▸ What you should do
Retype all of the listing exactly, passing over any picture you find.

▸ Given data

========

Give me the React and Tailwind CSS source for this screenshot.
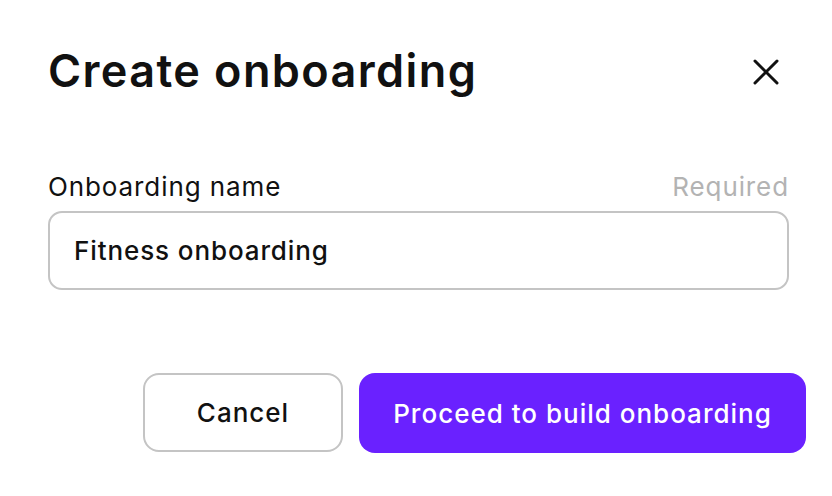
import React, { useState } from 'react';

const font = { fontFamily: 'Inter, "Noto Sans", sans-serif' };

const CloseIcon = () => (
  <svg width="26" height="26" viewBox="0 0 26 26" fill="none" stroke="#111111" strokeWidth="3" strokeLinecap="round">
    <path d="M2 2L24 24" />
    <path d="M24 2L2 24" />
  </svg>
);

const App = () => {
  const [name, setName] = useState('Fitness onboarding');

  return (
    <div style={font} className="w-[832px] h-[496px] bg-white text-[#111111] overflow-hidden">
      <div className="pl-[48px] pr-[43px]">
        {/* -- header */}
        <div className="flex items-center justify-between pt-[44px]">
          <h1 className="text-[45px] leading-[54px] font-semibold tracking-[1.4px]">Create onboarding</h1>
          <button className="mr-[10px] mt-[2px]">
            <CloseIcon />
          </button>
        </div>

        {/* -- name field */}
        <div className="mt-[74px] flex items-center justify-between">
          <label className="text-[26px] leading-[30px] tracking-[0.9px]">Onboarding name</label>
          <span className="text-[26px] leading-[30px] tracking-[0.9px] text-[#b3b3b3]">Required</span>
        </div>
        <input
          type="text"
          value={name}
          onChange={(e) => setName(e.target.value)}
          className="mt-[9px] w-full h-[79px] px-[24px] text-[26px] tracking-[0.9px] font-medium border-2 border-[#c4c4c4] rounded-[14px] outline-none"
        />
      </div>

      {/* -- footer */}
      <div className="flex justify-end gap-[16px] pr-[26px] mt-[83px]">
        <button className="w-[200px] h-[79px] border-2 border-[#c4c4c4] rounded-[16px] text-[26px] tracking-[1px] font-medium bg-white">
          Cancel
        </button>
        <button className="w-[447px] h-[80px] rounded-[16px] bg-[#6a21ff] text-white text-[26px] tracking-[1px] font-medium">
          Proceed to build onboarding
        </button>
      </div>
    </div>
  );
};

export default App;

========

▸ Complete response
Give me the React and Tailwind CSS source for this screenshot.
import React, { useState } from 'react';

const font = { fontFamily: 'Inter, "Noto Sans", sans-serif' };

const CloseIcon = () => (
  <svg width="26" height="26" viewBox="0 0 26 26" fill="none" stroke="#111111" strokeWidth="3" strokeLinecap="round">
    <path d="M2 2L24 24" />
    <path d="M24 2L2 24" />
  </svg>
);

const App = () => {
  const [name, setName] = useState('Fitness onboarding');

  return (
    <div style={font} className="w-[832px] h-[496px] bg-white text-[#111111] overflow-hidden">
      <div className="pl-[48px] pr-[43px]">
        {/* -- header */}
        <div className="flex items-center justify-between pt-[44px]">
          <h1 className="text-[45px] leading-[54px] font-semibold tracking-[1.4px]">Create onboarding</h1>
          <button className="mr-[10px] mt-[2px]">
            <CloseIcon />
          </button>
        </div>

        {/* -- name field */}
        <div className="mt-[74px] flex items-center justify-between">
          <label className="text-[26px] leading-[30px] tracking-[0.9px]">Onboarding name</label>
          <span className="text-[26px] leading-[30px] tracking-[0.9px] text-[#b3b3b3]">Required</span>
        </div>
        <input
          type="text"
          value={name}
          onChange={(e) => setName(e.target.value)}
          className="mt-[9px] w-full h-[79px] px-[24px] text-[26px] tracking-[0.9px] font-medium border-2 border-[#c4c4c4] rounded-[14px] outline-none"
        />
      </div>

      {/* -- footer */}
      <div className="flex justify-end gap-[16px] pr-[26px] mt-[83px]">
        <button className="w-[200px] h-[79px] border-2 border-[#c4c4c4] rounded-[16px] text-[26px] tracking-[1px] font-medium bg-white">
          Cancel
        </button>
        <button className="w-[447px] h-[80px] rounded-[16px] bg-[#6a21ff] text-white text-[26px] tracking-[1px] font-medium">
          Proceed to build onboarding
        </button>
      </div>
    </div>
  );
};

export default App;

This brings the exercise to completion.